"In the doorway,...stood a peasant with a big beard and a clever face, "

Nineteenth-century Russian Literature, like a perfectly chilled glass of one hundred and fifty year-old Chardonnay, is to be observed, inhaled, then slowly savored to fully appreciate how carefully selected words are almost impeccably combined to create images, feelings, presence.

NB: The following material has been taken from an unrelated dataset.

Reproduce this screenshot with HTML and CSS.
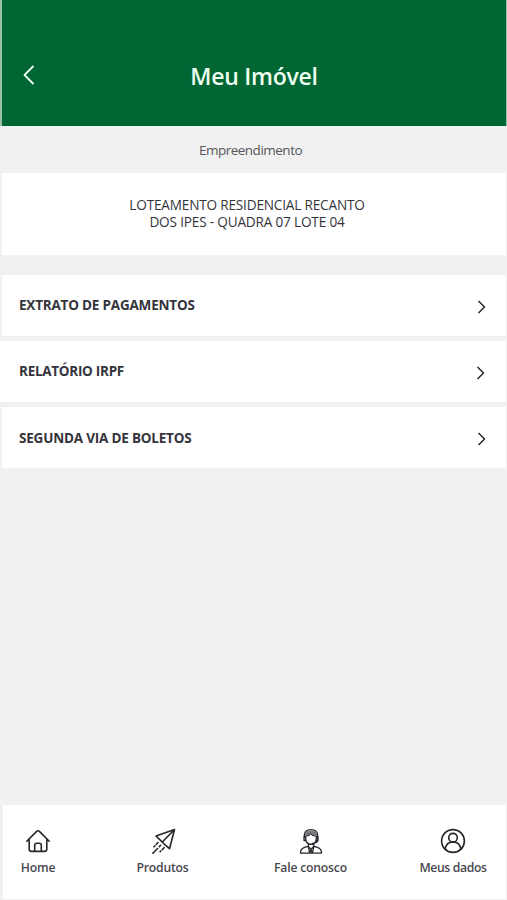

I read today’s passage, from  A Quiet Backwater by Ivan Turgenev, perhaps three times before I selected it; then two or three more times as I prepared it for publication. What I enjoyed about this passage is of little importance or relevance. What does matter however are the sensations, allusions, and images, I hope you will experience while reading and savoring this passage hopefully once, maybe twice, or perhaps a third time.

“A Quiet Backwater”

“…., a young man in an overcoat was sitting on a narrow wooden chair at a little warped old table, looking over some accounts. Two stearine candles burned in travelling silver candlesticks set in front of him; in one corner of the room, on a bench, stood an open hamper, in another a servant was setting up an iron bedstead. Behind a low partition a samovar hissed and grumbled; a dog was turning round and round on a freshly strewn bed of hay. In the doorway, intently watching the seated young man, stood a peasant with a big beard and a clever face, wearing a new long overcoat belted with red sash,…..Against one wall of the room was a tiny and very ancient piano, and beside it a chest of drawers of equal antiquity, with holes instead of locks; between the windows glimmered a dark looking-glass; on the partition hung an old portrait, from which much of the paint had peeled away, of a woman with powered hair, wearing a hooped skirt and with a black ribbon round her slender neck. Judging by the noticeable crookedness of the ceiling and the slope of the crannied floor, the little house into which we have introduced the reader has existed for a very long time; nobody lived permanently in it, it merely served to house the owner of the estate on his visits. The young man sitting at the table was in fact the owner of the village of Sasovo.”